# 研究成果・発表論文

## Phantom-GRAPE: Numerical software library to accelerate collisionless N-body simulation with SIMD instruction set on x86 architecture

### Tanikawa, Ataru,   Yoshikawa, Kohji,   Nitadori, Keigo,   & Okamoto, Takashi

##### 要旨
We have developed a numerical software library for collisionless N-body simulations named Phantom-GRAPE'' which highly accelerates force calculations among particles by use of a new SIMD instruction set extension to the x86 architecture, Advanced Vector eXtensions (AVX), an enhanced version of the Streaming SIMD Extensions (SSE). In our library, not only the Newton's forces, but also central forces with an arbitrary shape f(r), which has a finite cutoff radius r$_cut$ (i.e. f(r)=0 at r>r$_cut$), can be quickly computed. In computing such central forces with an arbitrary force shape f(r), we refer to a pre-calculated look-up table. We also present a new scheme to create the look-up table whose binning is optimal to keep good accuracy in computing forces and whose size is small enough to avoid cache misses.

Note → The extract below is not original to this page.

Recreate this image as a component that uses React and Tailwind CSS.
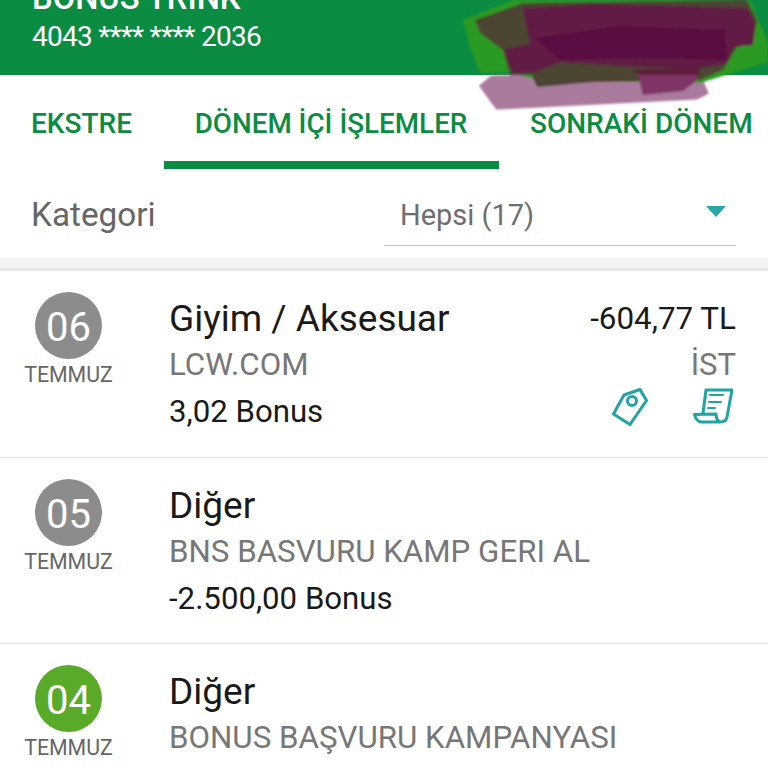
const rows = [
  {
    day: '06',
    title: 'Giyim / Aksesuar',
    merchant: 'LCW.COM',
    bonus: '3,02 Bonus',
    amount: '-604,77 TL',
    city: 'İST',
    badge: 'bg-[#8c8c8c]',
    height: 'h-[187px]',
    icons: true,
  },
  {
    day: '05',
    title: 'Diğer',
    merchant: 'BNS BASVURU KAMP GERI AL',
    bonus: '-2.500,00 Bonus',
    badge: 'bg-[#8c8c8c]',
    height: 'h-[186px]',
  },
  {
    day: '04',
    title: 'Diğer',
    merchant: 'BONUS BAŞVURU KAMPANYASI',
    badge: 'bg-[#5aaa2a]',
    height: 'h-[186px]',
  },
]

function TagIcon() {
  return (
    <svg width="36" height="38" viewBox="0 0 36 38" fill="none" stroke="#1fa3a3" strokeWidth="3" strokeLinejoin="round">
      <path d="M28 1.5 L34.5 12.5 L18 36.5 L1.5 26 L12 7 Z" />
      <circle cx="20" cy="13" r="4.5" />
    </svg>
  )
}

function ReceiptIcon() {
  return (
    <svg width="40" height="36" viewBox="0 0 40 36" fill="none" stroke="#1fa3a3" strokeWidth="3" strokeLinejoin="round" strokeLinecap="round">
      <path d="M10 25 L13 2 L39 2 L34 29 Q33 34 27 34 L8 34 Q3 33 1.5 26.5 L23 26 Q23 32 27 34" />
      <path d="M17 7 H30 M16 14 H28 M15 20 H22" strokeWidth="2" />
    </svg>
  )
}

function Row({ row }) {
  return (
    <div className={`relative flex shrink-0 border-b border-[#e2e2e2] bg-white pt-[21px] ${row.height}`}>
      <div className="flex w-[137px] shrink-0 flex-col items-center">
        <div className={`flex h-[67px] w-[67px] items-center justify-center rounded-full pt-[4px] text-[40px] text-white ${row.badge}`}>
          {row.day}
        </div>
        <div className="mt-[3px] text-[21.3px] leading-[26px] text-[#666666]">TEMMUZ</div>
      </div>
      <div className="ml-[32px] mt-[2px] flex flex-col">
        <div className="text-[37px] leading-[50px] text-[#1a1a1a]">{row.title}</div>
        <div className="mt-[-2px] whitespace-nowrap text-[31.3px] leading-[46px] text-[#777777]">{row.merchant}</div>
        {row.bonus && <div className="mt-[1px] text-[31.2px] leading-[46px] text-[#1a1a1a]">{row.bonus}</div>}
      </div>
      {row.amount && (
        <div className="ml-auto mr-[32px] mt-[2px] flex flex-col items-end">
          <div className="text-[31.4px] leading-[50px] text-[#1a1a1a]">{row.amount}</div>
          <div className="text-[31px] leading-[42px] text-[#777777]">{row.city}</div>
          {row.icons && (
            <div className="mr-[3px] mt-[2px] flex items-start gap-[45px]">
              <TagIcon />
              <ReceiptIcon />
            </div>
          )}
        </div>
      )}
    </div>
  )
}

export default function App() {
  return (
    <div className="relative h-[768px] w-[768px] overflow-hidden bg-white font-['Roboto',sans-serif]">
      {/* Header */}
      <div className="flex h-[75px] flex-col justify-end overflow-hidden bg-[#0a8c42] px-[32px] pb-[20px] text-white">
        <div className="text-[32.7px] font-medium leading-[36px]">BONUS TRINK</div>
        <div className="mt-[3px] text-[28px] leading-[36px] tracking-[-0.75px]">4043 **** **** 2036</div>
      </div>

      {/* Scribble over the card image */}
      <svg className="absolute left-0 top-0" width="768" height="115" viewBox="0 0 768 115">
        <defs>
          <filter id="soft">
            <feGaussianBlur stdDeviation="1.2" />
          </filter>
        </defs>
        <g filter="url(#soft)" strokeLinejoin="round">
          <path d="M481 86 L492 77 L698 72 L707 93 L697 98 L497 108 Z" fill="#a97a9c" stroke="#a97a9c" strokeWidth="3" />
          <path d="M463 20 L513 0 L750 0 L768 43 L768 62 L700 83 L537 80 L510 72 L480 73 L470 47 Z" fill="#2c9a20" />
          <path d="M475 20 L523 3 L747 0 L757 20 L753 43 L737 47 L723 70 L700 80 L593 82 L537 87 L532 75 L510 75 L503 50 L480 33 Z" fill="#4c4430" />
          <path d="M523 8 L600 4 L747 8 L755 23 L753 45 L733 47 L727 63 L700 68 L640 67 L560 62 L535 72 L513 73 L503 50 L530 44 Z" fill="#611a45" />
          <path d="M535 38 L620 26 L725 30 L727 60 L640 58 L560 60 Z" fill="#5a0b3f" />
          <path d="M633 70 L700 67 L698 75 L640 75 Z" fill="#5e1a3a" />
          <path d="M638 75 L698 75 L696 81 L683 91 L643 95 Z" fill="#7e3466" />
        </g>
      </svg>

      {/* Tabs */}
      <div className="flex h-[94px] items-start text-[28px] font-medium text-[#0a8c42]">
        <div className="w-[164px] pl-[31px] pt-[31px] leading-[36px]">EKSTRE</div>
        <div className="h-[94px] w-[335px] border-b-[8px] border-[#0a8c42] pr-[1px] pt-[31px] text-center text-[27.8px] leading-[36px]">DÖNEM İÇİ İŞLEMLER</div>
        <div className="pl-[31px] pt-[31px] leading-[36px] whitespace-nowrap">SONRAKİ DÖNEM</div>
      </div>

      {/* Category filter */}
      <div className="flex h-[89px] items-start bg-white pl-[31px] pr-[32px]">
        <div className="w-[353px] pt-[26px] text-[33.3px] leading-[40px] text-[#666666]">Kategori</div>
        <div className="relative mt-[1px] h-[76px] w-[352px] border-b border-[#9fd3d3] pl-[16px] pt-[25px] text-[29px] leading-[40px] text-[#6e6e6e]">
          Hepsi (17)
          <div className="absolute right-[10px] top-[36px] h-0 w-0 border-x-[10px] border-t-[11px] border-x-transparent border-t-[#26a6a6]" />
        </div>
      </div>

      <div className="h-[13px] border-b-[3px] border-[#e8e8e8] bg-[#f4f4f4]" />

      {rows.map((row) => (
        <Row key={row.day} row={row} />
      ))}
    </div>
  )
}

Using an Intel Core i7-2600 processor, we measure the performance of our library for both of the Newton's forces and the arbitrarily shaped central forces. In the case of Newton's forces, we achieve 2×10$^9$ interactions per second with one processor core (or 75 GFLOPS if we count 38 operations per interaction), which is 20 times higher than the performance of an implementation without any explicit use of SIMD instructions, and 2 times than that with the SSE instructions. With four processor cores, we obtain the performance of 8×10$^9$ interactions per second (or 300 GFLOPS). In the case of the arbitrarily shaped central forces, we can calculate 1×10$^9$ and 4×10$^9$ interactions per second with one and four processor cores, respectively. The performance with one processor core is 6 times and 2 times higher than those of the implementations without any use of SIMD instructions and with the SSE instructions. These performances depend only weakly on the number of particles, irrespective of the force shape. It is good contrast with the fact that the performance of force calculations accelerated by graphics processing units (GPUs) depends strongly on the number of particles. Substantially weak dependence of the performance on the number of particles is suitable to collisionless N-body simulations, since these simulations are usually performed with sophisticated N-body solvers such as Tree- and TreePM-methods combined with an individual timestep scheme. We conclude that collisionless N-body simulations accelerated with our library have significant advantage over those accelerated by GPUs, especially on massively parallel environments.